** BEGIN SUPPLIED MATERIAL **
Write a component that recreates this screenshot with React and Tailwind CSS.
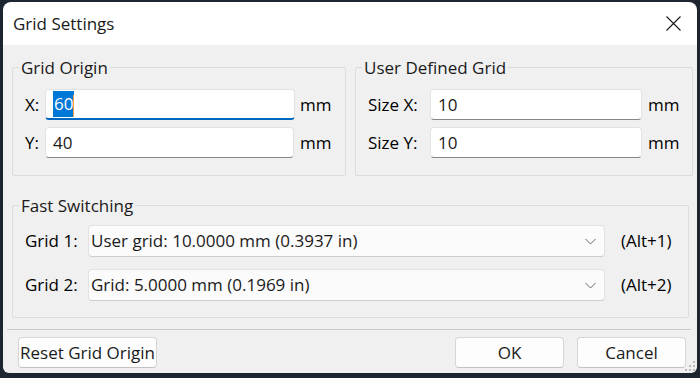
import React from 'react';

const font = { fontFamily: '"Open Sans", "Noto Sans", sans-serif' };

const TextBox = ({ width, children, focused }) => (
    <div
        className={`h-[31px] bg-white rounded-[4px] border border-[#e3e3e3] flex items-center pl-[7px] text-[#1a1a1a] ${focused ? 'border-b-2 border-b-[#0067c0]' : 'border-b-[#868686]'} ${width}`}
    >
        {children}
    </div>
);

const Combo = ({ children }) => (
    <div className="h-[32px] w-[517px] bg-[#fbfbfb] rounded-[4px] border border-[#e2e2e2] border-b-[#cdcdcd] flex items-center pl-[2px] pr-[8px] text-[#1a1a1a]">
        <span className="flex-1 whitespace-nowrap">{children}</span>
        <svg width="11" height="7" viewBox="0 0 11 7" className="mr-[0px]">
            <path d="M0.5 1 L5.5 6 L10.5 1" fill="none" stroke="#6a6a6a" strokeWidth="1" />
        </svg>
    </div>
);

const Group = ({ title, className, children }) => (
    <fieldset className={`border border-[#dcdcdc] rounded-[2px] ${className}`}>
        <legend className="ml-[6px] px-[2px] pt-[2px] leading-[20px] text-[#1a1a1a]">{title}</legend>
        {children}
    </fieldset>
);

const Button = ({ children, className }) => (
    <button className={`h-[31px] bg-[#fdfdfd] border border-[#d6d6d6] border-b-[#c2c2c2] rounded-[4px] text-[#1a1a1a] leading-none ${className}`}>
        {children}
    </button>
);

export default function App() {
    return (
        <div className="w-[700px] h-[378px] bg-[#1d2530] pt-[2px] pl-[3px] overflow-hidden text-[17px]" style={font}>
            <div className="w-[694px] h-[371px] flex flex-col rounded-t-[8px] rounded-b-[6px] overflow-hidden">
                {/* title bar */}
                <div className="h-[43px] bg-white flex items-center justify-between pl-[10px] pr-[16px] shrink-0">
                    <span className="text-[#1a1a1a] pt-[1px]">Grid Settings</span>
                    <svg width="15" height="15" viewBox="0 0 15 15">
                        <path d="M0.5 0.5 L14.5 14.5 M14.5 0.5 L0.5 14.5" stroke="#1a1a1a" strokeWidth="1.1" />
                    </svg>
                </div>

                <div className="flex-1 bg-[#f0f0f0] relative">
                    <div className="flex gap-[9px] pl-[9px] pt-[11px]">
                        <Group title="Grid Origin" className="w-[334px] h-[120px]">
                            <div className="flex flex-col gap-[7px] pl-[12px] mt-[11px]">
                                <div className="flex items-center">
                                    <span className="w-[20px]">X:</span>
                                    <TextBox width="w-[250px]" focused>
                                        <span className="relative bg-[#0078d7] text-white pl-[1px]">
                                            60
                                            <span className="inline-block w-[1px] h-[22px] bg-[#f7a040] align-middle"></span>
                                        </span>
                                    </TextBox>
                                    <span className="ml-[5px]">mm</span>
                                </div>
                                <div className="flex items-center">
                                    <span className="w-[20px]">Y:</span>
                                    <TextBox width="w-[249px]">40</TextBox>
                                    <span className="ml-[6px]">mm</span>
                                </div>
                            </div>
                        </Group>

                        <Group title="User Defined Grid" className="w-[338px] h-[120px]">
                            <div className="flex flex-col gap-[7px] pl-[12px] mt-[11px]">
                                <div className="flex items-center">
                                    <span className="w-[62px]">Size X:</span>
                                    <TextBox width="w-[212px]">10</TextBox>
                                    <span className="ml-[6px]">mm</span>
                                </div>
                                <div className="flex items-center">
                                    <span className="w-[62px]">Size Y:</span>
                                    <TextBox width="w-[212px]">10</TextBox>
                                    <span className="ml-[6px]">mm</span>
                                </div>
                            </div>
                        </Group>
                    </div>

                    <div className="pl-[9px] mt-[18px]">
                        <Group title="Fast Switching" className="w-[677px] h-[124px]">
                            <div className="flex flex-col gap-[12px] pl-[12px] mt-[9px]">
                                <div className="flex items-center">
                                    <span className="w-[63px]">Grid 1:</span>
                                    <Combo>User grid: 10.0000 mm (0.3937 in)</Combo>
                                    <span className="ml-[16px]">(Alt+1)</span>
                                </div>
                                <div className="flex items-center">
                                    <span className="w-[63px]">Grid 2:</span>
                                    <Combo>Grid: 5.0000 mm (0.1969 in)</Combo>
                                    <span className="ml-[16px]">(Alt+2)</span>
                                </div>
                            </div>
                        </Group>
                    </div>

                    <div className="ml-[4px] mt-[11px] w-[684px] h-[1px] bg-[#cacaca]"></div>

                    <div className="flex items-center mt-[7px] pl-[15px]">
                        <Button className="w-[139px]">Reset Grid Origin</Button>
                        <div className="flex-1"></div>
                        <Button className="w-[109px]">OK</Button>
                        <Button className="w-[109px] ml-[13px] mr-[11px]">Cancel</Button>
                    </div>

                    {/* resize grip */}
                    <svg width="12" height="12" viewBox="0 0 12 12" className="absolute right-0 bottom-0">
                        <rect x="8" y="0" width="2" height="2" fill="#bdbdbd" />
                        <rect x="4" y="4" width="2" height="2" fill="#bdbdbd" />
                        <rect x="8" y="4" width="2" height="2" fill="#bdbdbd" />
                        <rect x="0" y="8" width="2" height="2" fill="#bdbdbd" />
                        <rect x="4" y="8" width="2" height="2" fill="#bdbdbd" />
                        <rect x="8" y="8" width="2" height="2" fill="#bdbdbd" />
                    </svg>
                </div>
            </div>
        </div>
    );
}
** END SUPPLIED MATERIAL **
# SET PROBLEM
Copy out all of the material exactly as written, without its pictures.

# FINISHED ANSWER
Write a component that recreates this screenshot with React and Tailwind CSS.
import React from 'react';

const font = { fontFamily: '"Open Sans", "Noto Sans", sans-serif' };

const TextBox = ({ width, children, focused }) => (
    <div
        className={`h-[31px] bg-white rounded-[4px] border border-[#e3e3e3] flex items-center pl-[7px] text-[#1a1a1a] ${focused ? 'border-b-2 border-b-[#0067c0]' : 'border-b-[#868686]'} ${width}`}
    >
        {children}
    </div>
);

const Combo = ({ children }) => (
    <div className="h-[32px] w-[517px] bg-[#fbfbfb] rounded-[4px] border border-[#e2e2e2] border-b-[#cdcdcd] flex items-center pl-[2px] pr-[8px] text-[#1a1a1a]">
        <span className="flex-1 whitespace-nowrap">{children}</span>
        <svg width="11" height="7" viewBox="0 0 11 7" className="mr-[0px]">
            <path d="M0.5 1 L5.5 6 L10.5 1" fill="none" stroke="#6a6a6a" strokeWidth="1" />
        </svg>
    </div>
);

const Group = ({ title, className, children }) => (
    <fieldset className={`border border-[#dcdcdc] rounded-[2px] ${className}`}>
        <legend className="ml-[6px] px-[2px] pt-[2px] leading-[20px] text-[#1a1a1a]">{title}</legend>
        {children}
    </fieldset>
);

const Button = ({ children, className }) => (
    <button className={`h-[31px] bg-[#fdfdfd] border border-[#d6d6d6] border-b-[#c2c2c2] rounded-[4px] text-[#1a1a1a] leading-none ${className}`}>
        {children}
    </button>
);

export default function App() {
    return (
        <div className="w-[700px] h-[378px] bg-[#1d2530] pt-[2px] pl-[3px] overflow-hidden text-[17px]" style={font}>
            <div className="w-[694px] h-[371px] flex flex-col rounded-t-[8px] rounded-b-[6px] overflow-hidden">
                {/* title bar */}
                <div className="h-[43px] bg-white flex items-center justify-between pl-[10px] pr-[16px] shrink-0">
                    <span className="text-[#1a1a1a] pt-[1px]">Grid Settings</span>
                    <svg width="15" height="15" viewBox="0 0 15 15">
                        <path d="M0.5 0.5 L14.5 14.5 M14.5 0.5 L0.5 14.5" stroke="#1a1a1a" strokeWidth="1.1" />
                    </svg>
                </div>

                <div className="flex-1 bg-[#f0f0f0] relative">
                    <div className="flex gap-[9px] pl-[9px] pt-[11px]">
                        <Group title="Grid Origin" className="w-[334px] h-[120px]">
                            <div className="flex flex-col gap-[7px] pl-[12px] mt-[11px]">
                                <div className="flex items-center">
                                    <span className="w-[20px]">X:</span>
                                    <TextBox width="w-[250px]" focused>
                                        <span className="relative bg-[#0078d7] text-white pl-[1px]">
                                            60
                                            <span className="inline-block w-[1px] h-[22px] bg-[#f7a040] align-middle"></span>
                                        </span>
                                    </TextBox>
                                    <span className="ml-[5px]">mm</span>
                                </div>
                                <div className="flex items-center">
                                    <span className="w-[20px]">Y:</span>
                                    <TextBox width="w-[249px]">40</TextBox>
                                    <span className="ml-[6px]">mm</span>
                                </div>
                            </div>
                        </Group>

                        <Group title="User Defined Grid" className="w-[338px] h-[120px]">
                            <div className="flex flex-col gap-[7px] pl-[12px] mt-[11px]">
                                <div className="flex items-center">
                                    <span className="w-[62px]">Size X:</span>
                                    <TextBox width="w-[212px]">10</TextBox>
                                    <span className="ml-[6px]">mm</span>
                                </div>
                                <div className="flex items-center">
                                    <span className="w-[62px]">Size Y:</span>
                                    <TextBox width="w-[212px]">10</TextBox>
                                    <span className="ml-[6px]">mm</span>
                                </div>
                            </div>
                        </Group>
                    </div>

                    <div className="pl-[9px] mt-[18px]">
                        <Group title="Fast Switching" className="w-[677px] h-[124px]">
                            <div className="flex flex-col gap-[12px] pl-[12px] mt-[9px]">
                                <div className="flex items-center">
                                    <span className="w-[63px]">Grid 1:</span>
                                    <Combo>User grid: 10.0000 mm (0.3937 in)</Combo>
                                    <span className="ml-[16px]">(Alt+1)</span>
                                </div>
                                <div className="flex items-center">
                                    <span className="w-[63px]">Grid 2:</span>
                                    <Combo>Grid: 5.0000 mm (0.1969 in)</Combo>
                                    <span className="ml-[16px]">(Alt+2)</span>
                                </div>
                            </div>
                        </Group>
                    </div>

                    <div className="ml-[4px] mt-[11px] w-[684px] h-[1px] bg-[#cacaca]"></div>

                    <div className="flex items-center mt-[7px] pl-[15px]">
                        <Button className="w-[139px]">Reset Grid Origin</Button>
                        <div className="flex-1"></div>
                        <Button className="w-[109px]">OK</Button>
                        <Button className="w-[109px] ml-[13px] mr-[11px]">Cancel</Button>
                    </div>

                    {/* resize grip */}
                    <svg width="12" height="12" viewBox="0 0 12 12" className="absolute right-0 bottom-0">
                        <rect x="8" y="0" width="2" height="2" fill="#bdbdbd" />
                        <rect x="4" y="4" width="2" height="2" fill="#bdbdbd" />
                        <rect x="8" y="4" width="2" height="2" fill="#bdbdbd" />
                        <rect x="0" y="8" width="2" height="2" fill="#bdbdbd" />
                        <rect x="4" y="8" width="2" height="2" fill="#bdbdbd" />
                        <rect x="8" y="8" width="2" height="2" fill="#bdbdbd" />
                    </svg>
                </div>
            </div>
        </div>
    );
}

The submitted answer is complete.